RECORDS SUPPLIED:
>>>>
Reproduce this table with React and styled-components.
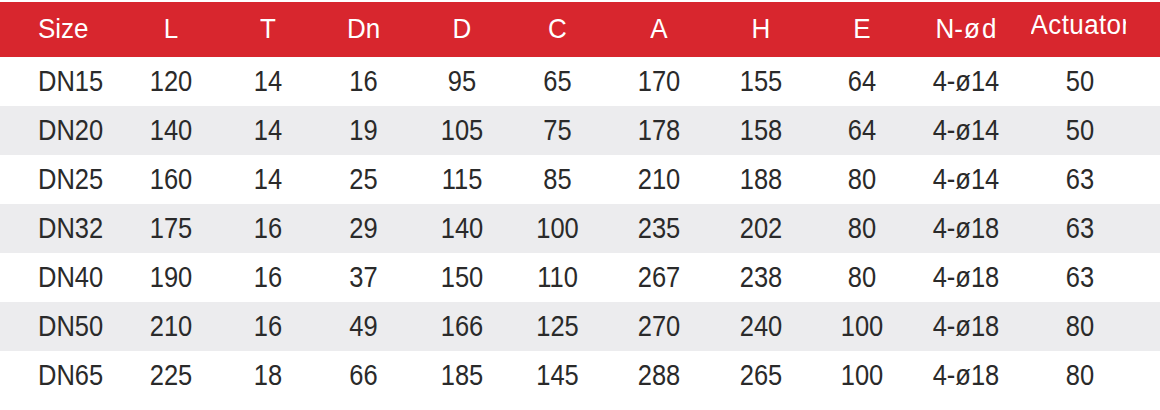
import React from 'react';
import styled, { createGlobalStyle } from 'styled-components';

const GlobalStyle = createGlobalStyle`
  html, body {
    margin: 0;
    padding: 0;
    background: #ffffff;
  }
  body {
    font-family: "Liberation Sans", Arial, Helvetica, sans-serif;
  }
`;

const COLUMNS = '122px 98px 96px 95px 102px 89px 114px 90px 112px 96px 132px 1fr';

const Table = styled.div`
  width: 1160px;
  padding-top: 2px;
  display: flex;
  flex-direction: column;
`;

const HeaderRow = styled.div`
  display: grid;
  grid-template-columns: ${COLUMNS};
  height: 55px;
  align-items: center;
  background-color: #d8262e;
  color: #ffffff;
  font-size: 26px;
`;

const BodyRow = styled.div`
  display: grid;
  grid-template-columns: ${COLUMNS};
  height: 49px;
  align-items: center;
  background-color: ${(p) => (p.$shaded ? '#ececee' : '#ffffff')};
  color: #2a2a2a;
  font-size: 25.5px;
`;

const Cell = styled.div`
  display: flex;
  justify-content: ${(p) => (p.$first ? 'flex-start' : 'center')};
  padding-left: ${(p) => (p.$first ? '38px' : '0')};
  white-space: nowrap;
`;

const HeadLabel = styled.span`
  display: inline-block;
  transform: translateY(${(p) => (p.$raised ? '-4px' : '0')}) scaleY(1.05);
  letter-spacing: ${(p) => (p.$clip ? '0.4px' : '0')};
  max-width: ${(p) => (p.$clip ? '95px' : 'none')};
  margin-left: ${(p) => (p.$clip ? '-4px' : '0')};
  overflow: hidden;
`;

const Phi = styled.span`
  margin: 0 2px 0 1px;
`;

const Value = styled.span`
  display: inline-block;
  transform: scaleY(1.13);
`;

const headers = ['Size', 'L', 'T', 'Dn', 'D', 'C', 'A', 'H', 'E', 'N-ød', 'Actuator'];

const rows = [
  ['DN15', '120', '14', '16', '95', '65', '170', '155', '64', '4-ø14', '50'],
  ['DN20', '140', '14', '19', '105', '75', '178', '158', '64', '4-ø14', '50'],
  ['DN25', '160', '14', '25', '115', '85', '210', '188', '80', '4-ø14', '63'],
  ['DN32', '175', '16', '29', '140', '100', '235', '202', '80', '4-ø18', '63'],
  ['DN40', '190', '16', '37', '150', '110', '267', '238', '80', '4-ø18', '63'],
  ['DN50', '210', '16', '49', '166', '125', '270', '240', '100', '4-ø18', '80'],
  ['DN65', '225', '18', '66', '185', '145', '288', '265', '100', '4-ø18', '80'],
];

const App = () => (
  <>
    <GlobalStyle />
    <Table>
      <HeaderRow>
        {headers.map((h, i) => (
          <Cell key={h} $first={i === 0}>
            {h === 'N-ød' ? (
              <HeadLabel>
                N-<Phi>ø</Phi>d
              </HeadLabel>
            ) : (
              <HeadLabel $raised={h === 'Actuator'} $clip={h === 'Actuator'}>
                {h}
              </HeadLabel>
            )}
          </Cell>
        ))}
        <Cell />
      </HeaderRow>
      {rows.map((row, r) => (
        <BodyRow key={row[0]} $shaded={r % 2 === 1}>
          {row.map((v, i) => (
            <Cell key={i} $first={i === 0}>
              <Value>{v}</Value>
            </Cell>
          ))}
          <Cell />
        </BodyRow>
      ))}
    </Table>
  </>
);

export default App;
<<<<
>>>>
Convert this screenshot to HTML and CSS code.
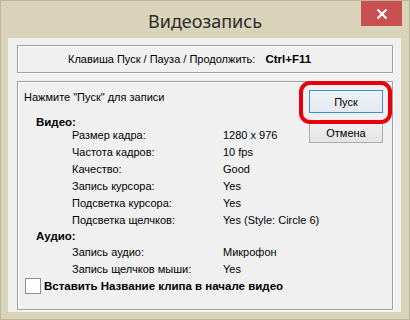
<<<<
WORK TO DO:
Among the lines of the material, find those that hold the word "components" and copy them.

TASK ANSWER:
Reproduce this table with React and styled-components.
import styled, { createGlobalStyle } from 'styled-components';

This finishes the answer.